◆ **WRITTEN REQUEST**
Give every line again exactly as it appears, please, but not the pictures.

++++++++++++++++++++

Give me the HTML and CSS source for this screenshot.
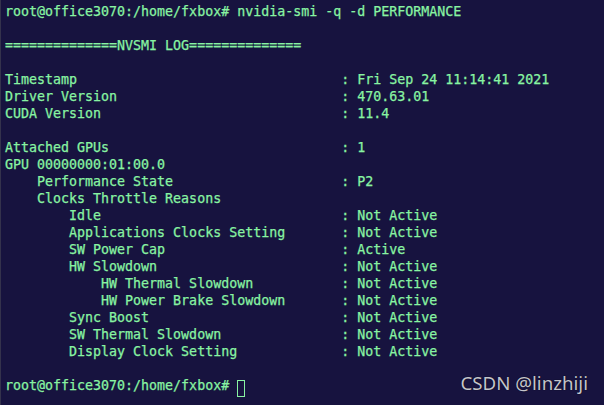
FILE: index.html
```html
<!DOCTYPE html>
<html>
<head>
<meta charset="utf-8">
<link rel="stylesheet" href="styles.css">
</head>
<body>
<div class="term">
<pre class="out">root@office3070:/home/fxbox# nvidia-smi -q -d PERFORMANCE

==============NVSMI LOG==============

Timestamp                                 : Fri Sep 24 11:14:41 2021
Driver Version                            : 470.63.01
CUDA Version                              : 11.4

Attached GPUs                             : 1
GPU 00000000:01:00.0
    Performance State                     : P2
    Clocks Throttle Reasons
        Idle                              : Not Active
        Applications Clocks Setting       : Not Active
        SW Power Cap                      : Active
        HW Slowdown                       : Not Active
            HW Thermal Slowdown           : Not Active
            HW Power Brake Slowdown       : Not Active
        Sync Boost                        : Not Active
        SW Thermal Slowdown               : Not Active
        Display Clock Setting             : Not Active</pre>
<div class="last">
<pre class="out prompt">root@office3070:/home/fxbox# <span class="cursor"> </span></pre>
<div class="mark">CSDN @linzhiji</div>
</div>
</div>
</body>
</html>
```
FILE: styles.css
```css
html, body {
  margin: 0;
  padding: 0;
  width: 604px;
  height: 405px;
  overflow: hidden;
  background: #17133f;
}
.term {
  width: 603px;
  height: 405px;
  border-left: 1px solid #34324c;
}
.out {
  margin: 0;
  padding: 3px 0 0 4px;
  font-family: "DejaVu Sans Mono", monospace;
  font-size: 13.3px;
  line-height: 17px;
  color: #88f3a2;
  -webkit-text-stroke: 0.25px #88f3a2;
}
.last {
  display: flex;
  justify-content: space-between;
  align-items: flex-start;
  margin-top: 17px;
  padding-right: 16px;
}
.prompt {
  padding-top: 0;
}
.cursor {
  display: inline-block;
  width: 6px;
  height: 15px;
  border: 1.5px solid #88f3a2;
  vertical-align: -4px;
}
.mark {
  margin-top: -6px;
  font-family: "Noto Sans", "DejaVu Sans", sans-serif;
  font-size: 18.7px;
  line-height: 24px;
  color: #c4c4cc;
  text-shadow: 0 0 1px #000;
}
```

++++++++++++++++++++

◆ **RESPONSE TO THIS TASK**
Give me the HTML and CSS source for this screenshot.
FILE: index.html
```html
<!DOCTYPE html>
<html>
<head>
<meta charset="utf-8">
<link rel="stylesheet" href="styles.css">
</head>
<body>
<div class="term">
<pre class="out">root@office3070:/home/fxbox# nvidia-smi -q -d PERFORMANCE

==============NVSMI LOG==============

Timestamp                                 : Fri Sep 24 11:14:41 2021
Driver Version                            : 470.63.01
CUDA Version                              : 11.4

Attached GPUs                             : 1
GPU 00000000:01:00.0
    Performance State                     : P2
    Clocks Throttle Reasons
        Idle                              : Not Active
        Applications Clocks Setting       : Not Active
        SW Power Cap                      : Active
        HW Slowdown                       : Not Active
            HW Thermal Slowdown           : Not Active
            HW Power Brake Slowdown       : Not Active
        Sync Boost                        : Not Active
        SW Thermal Slowdown               : Not Active
        Display Clock Setting             : Not Active</pre>
<div class="last">
<pre class="out prompt">root@office3070:/home/fxbox# <span class="cursor"> </span></pre>
<div class="mark">CSDN @linzhiji</div>
</div>
</div>
</body>
</html>
```
FILE: styles.css
```css
html, body {
  margin: 0;
  padding: 0;
  width: 604px;
  height: 405px;
  overflow: hidden;
  background: #17133f;
}
.term {
  width: 603px;
  height: 405px;
  border-left: 1px solid #34324c;
}
.out {
  margin: 0;
  padding: 3px 0 0 4px;
  font-family: "DejaVu Sans Mono", monospace;
  font-size: 13.3px;
  line-height: 17px;
  color: #88f3a2;
  -webkit-text-stroke: 0.25px #88f3a2;
}
.last {
  display: flex;
  justify-content: space-between;
  align-items: flex-start;
  margin-top: 17px;
  padding-right: 16px;
}
.prompt {
  padding-top: 0;
}
.cursor {
  display: inline-block;
  width: 6px;
  height: 15px;
  border: 1.5px solid #88f3a2;
  vertical-align: -4px;
}
.mark {
  margin-top: -6px;
  font-family: "Noto Sans", "DejaVu Sans", sans-serif;
  font-size: 18.7px;
  line-height: 24px;
  color: #c4c4cc;
  text-shadow: 0 0 1px #000;
}
```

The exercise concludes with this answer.